■ **INFORMATION SHOWN**:
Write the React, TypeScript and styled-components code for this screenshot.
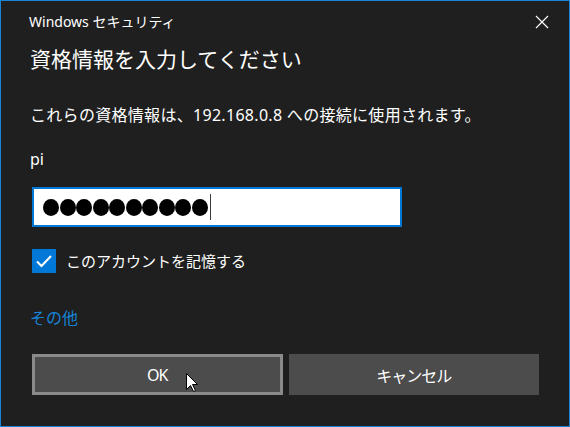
import styled, { createGlobalStyle } from "styled-components";

const GlobalStyle = createGlobalStyle`
  html, body {
    margin: 0;
    padding: 0;
    background: #1f1f1f;
  }
  body {
    font-family: "Noto Sans", "Noto Sans CJK JP", sans-serif;
  }
`;

const Window = styled.div`
  position: relative;
  box-sizing: border-box;
  width: 570px;
  height: 427px;
  border: 1px solid #1883d7;
  background-color: #1f1f1f;
  color: #ffffff;
  overflow: hidden;
`;

const TitleBar = styled.div`
  display: flex;
  justify-content: space-between;
  align-items: center;
  height: 41px;
  padding: 0 20px 0 28px;
`;

const Title = styled.span`
  font-size: 14px;
  line-height: 20px;
`;

const CloseButton = styled.div`
  display: flex;
  width: 14px;
  height: 14px;
`;

const Content = styled.div`
  display: flex;
  flex-direction: column;
  align-items: flex-start;
  padding: 0 30px 0 29px;
`;

const Heading = styled.h1`
  margin: 2px 0 0;
  font-size: 21px;
  font-weight: 400;
  line-height: 30px;
`;

const Text = styled.p<{ $top: number; $spacing?: number }>`
  margin: ${(p) => p.$top}px 0 0;
  font-size: 16px;
  line-height: 22px;
  letter-spacing: ${(p) => p.$spacing ?? 0}px;
`;

const Field = styled.div`
  display: flex;
  align-items: center;
  box-sizing: border-box;
  width: 370px;
  height: 40px;
  margin: 17px 0 0 2px;
  padding-left: 9px;
  border: 2px solid #0078d7;
  background: #ffffff;
`;

const Dots = styled.div`
  display: flex;
  gap: 0.5px;
`;

const Dot = styled.span`
  width: 16px;
  height: 17px;
  border-radius: 50%;
  background: #000000;
`;

const Caret = styled.span`
  width: 1px;
  height: 26px;
  margin-left: 2px;
  background: #3c3c3c;
`;

const CheckRow = styled.label`
  display: flex;
  align-items: center;
  gap: 10px;
  margin: 22px 0 0 2px;
  font-size: 15px;
  line-height: 22px;
`;

const CheckBox = styled.span`
  display: flex;
  align-items: center;
  justify-content: center;
  width: 24px;
  height: 24px;
  background: #0078d7;
`;

const MoreLink = styled.a`
  margin-top: 34px;
  color: #1684d8;
  font-size: 16px;
  line-height: 22px;
  text-decoration: none;
`;

const ButtonRow = styled.div`
  display: grid;
  grid-template-columns: 1fr 1fr;
  gap: 6px;
  align-self: stretch;
  margin: 25px 0 0 2px;
`;

const Button = styled.button<{ $focused?: boolean }>`
  box-sizing: border-box;
  height: 41px;
  border: 3px solid ${(p) => (p.$focused ? "#8a8a8a" : "#4c4c4c")};
  background: #4c4c4c;
  color: #ffffff;
  font-family: "Noto Sans", "Noto Sans CJK JP", sans-serif;
  font-size: 16px;
  letter-spacing: -1px;
`;

const Pointer = styled.svg`
  position: absolute;
  left: 185px;
  top: 372px;
`;

export default function App() {
  return (
    <>
      <GlobalStyle />
      <Window>
        <TitleBar>
          <Title>Windows セキュリティ</Title>
          <CloseButton>
            <svg width="14" height="14" viewBox="0 0 14 14">
              <path d="M1 1 L13 13 M13 1 L1 13" stroke="#ffffff" strokeWidth="1.2" />
            </svg>
          </CloseButton>
        </TitleBar>
        <Content>
          <Heading>資格情報を入力してください</Heading>
          <Text $top={30} $spacing={0.3}>
            これらの資格情報は、192.168.0.8 への接続に使用されます。
          </Text>
          <Text $top={22}>pi</Text>
          <Field>
            <Dots>
              {Array.from({ length: 10 }).map((_, i) => (
                <Dot key={i} />
              ))}
            </Dots>
            <Caret />
          </Field>
          <CheckRow>
            <CheckBox>
              <svg width="18" height="18" viewBox="0 0 18 18">
                <path d="M2 9.5 L6.5 14 L16 4" fill="none" stroke="#ffffff" strokeWidth="2" />
              </svg>
            </CheckBox>
            このアカウントを記憶する
          </CheckRow>
          <MoreLink>その他</MoreLink>
          <ButtonRow>
            <Button $focused>OK</Button>
            <Button>キャンセル</Button>
          </ButtonRow>
        </Content>
        <Pointer width="13" height="20" viewBox="0 0 13 20">
          <path
            d="M0.5 0.5 L0.5 16.5 L4.5 12.5 L7.5 18.5 L9.5 17.5 L6.5 11.5 L11.5 11.5 Z"
            fill="#ffffff"
            stroke="#000000"
            strokeWidth="1"
          />
        </Pointer>
      </Window>
    </>
  );
}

■ **STATED GOAL**: Give the data again exactly as written, with all pictures left out.

■ **SOLUTION TO THIS TASK**:
Write the React, TypeScript and styled-components code for this screenshot.
import styled, { createGlobalStyle } from "styled-components";

const GlobalStyle = createGlobalStyle`
  html, body {
    margin: 0;
    padding: 0;
    background: #1f1f1f;
  }
  body {
    font-family: "Noto Sans", "Noto Sans CJK JP", sans-serif;
  }
`;

const Window = styled.div`
  position: relative;
  box-sizing: border-box;
  width: 570px;
  height: 427px;
  border: 1px solid #1883d7;
  background-color: #1f1f1f;
  color: #ffffff;
  overflow: hidden;
`;

const TitleBar = styled.div`
  display: flex;
  justify-content: space-between;
  align-items: center;
  height: 41px;
  padding: 0 20px 0 28px;
`;

const Title = styled.span`
  font-size: 14px;
  line-height: 20px;
`;

const CloseButton = styled.div`
  display: flex;
  width: 14px;
  height: 14px;
`;

const Content = styled.div`
  display: flex;
  flex-direction: column;
  align-items: flex-start;
  padding: 0 30px 0 29px;
`;

const Heading = styled.h1`
  margin: 2px 0 0;
  font-size: 21px;
  font-weight: 400;
  line-height: 30px;
`;

const Text = styled.p<{ $top: number; $spacing?: number }>`
  margin: ${(p) => p.$top}px 0 0;
  font-size: 16px;
  line-height: 22px;
  letter-spacing: ${(p) => p.$spacing ?? 0}px;
`;

const Field = styled.div`
  display: flex;
  align-items: center;
  box-sizing: border-box;
  width: 370px;
  height: 40px;
  margin: 17px 0 0 2px;
  padding-left: 9px;
  border: 2px solid #0078d7;
  background: #ffffff;
`;

const Dots = styled.div`
  display: flex;
  gap: 0.5px;
`;

const Dot = styled.span`
  width: 16px;
  height: 17px;
  border-radius: 50%;
  background: #000000;
`;

const Caret = styled.span`
  width: 1px;
  height: 26px;
  margin-left: 2px;
  background: #3c3c3c;
`;

const CheckRow = styled.label`
  display: flex;
  align-items: center;
  gap: 10px;
  margin: 22px 0 0 2px;
  font-size: 15px;
  line-height: 22px;
`;

const CheckBox = styled.span`
  display: flex;
  align-items: center;
  justify-content: center;
  width: 24px;
  height: 24px;
  background: #0078d7;
`;

const MoreLink = styled.a`
  margin-top: 34px;
  color: #1684d8;
  font-size: 16px;
  line-height: 22px;
  text-decoration: none;
`;

const ButtonRow = styled.div`
  display: grid;
  grid-template-columns: 1fr 1fr;
  gap: 6px;
  align-self: stretch;
  margin: 25px 0 0 2px;
`;

const Button = styled.button<{ $focused?: boolean }>`
  box-sizing: border-box;
  height: 41px;
  border: 3px solid ${(p) => (p.$focused ? "#8a8a8a" : "#4c4c4c")};
  background: #4c4c4c;
  color: #ffffff;
  font-family: "Noto Sans", "Noto Sans CJK JP", sans-serif;
  font-size: 16px;
  letter-spacing: -1px;
`;

const Pointer = styled.svg`
  position: absolute;
  left: 185px;
  top: 372px;
`;

export default function App() {
  return (
    <>
      <GlobalStyle />
      <Window>
        <TitleBar>
          <Title>Windows セキュリティ</Title>
          <CloseButton>
            <svg width="14" height="14" viewBox="0 0 14 14">
              <path d="M1 1 L13 13 M13 1 L1 13" stroke="#ffffff" strokeWidth="1.2" />
            </svg>
          </CloseButton>
        </TitleBar>
        <Content>
          <Heading>資格情報を入力してください</Heading>
          <Text $top={30} $spacing={0.3}>
            これらの資格情報は、192.168.0.8 への接続に使用されます。
          </Text>
          <Text $top={22}>pi</Text>
          <Field>
            <Dots>
              {Array.from({ length: 10 }).map((_, i) => (
                <Dot key={i} />
              ))}
            </Dots>
            <Caret />
          </Field>
          <CheckRow>
            <CheckBox>
              <svg width="18" height="18" viewBox="0 0 18 18">
                <path d="M2 9.5 L6.5 14 L16 4" fill="none" stroke="#ffffff" strokeWidth="2" />
              </svg>
            </CheckBox>
            このアカウントを記憶する
          </CheckRow>
          <MoreLink>その他</MoreLink>
          <ButtonRow>
            <Button $focused>OK</Button>
            <Button>キャンセル</Button>
          </ButtonRow>
        </Content>
        <Pointer width="13" height="20" viewBox="0 0 13 20">
          <path
            d="M0.5 0.5 L0.5 16.5 L4.5 12.5 L7.5 18.5 L9.5 17.5 L6.5 11.5 L11.5 11.5 Z"
            fill="#ffffff"
            stroke="#000000"
            strokeWidth="1"
          />
        </Pointer>
      </Window>
    </>
  );
}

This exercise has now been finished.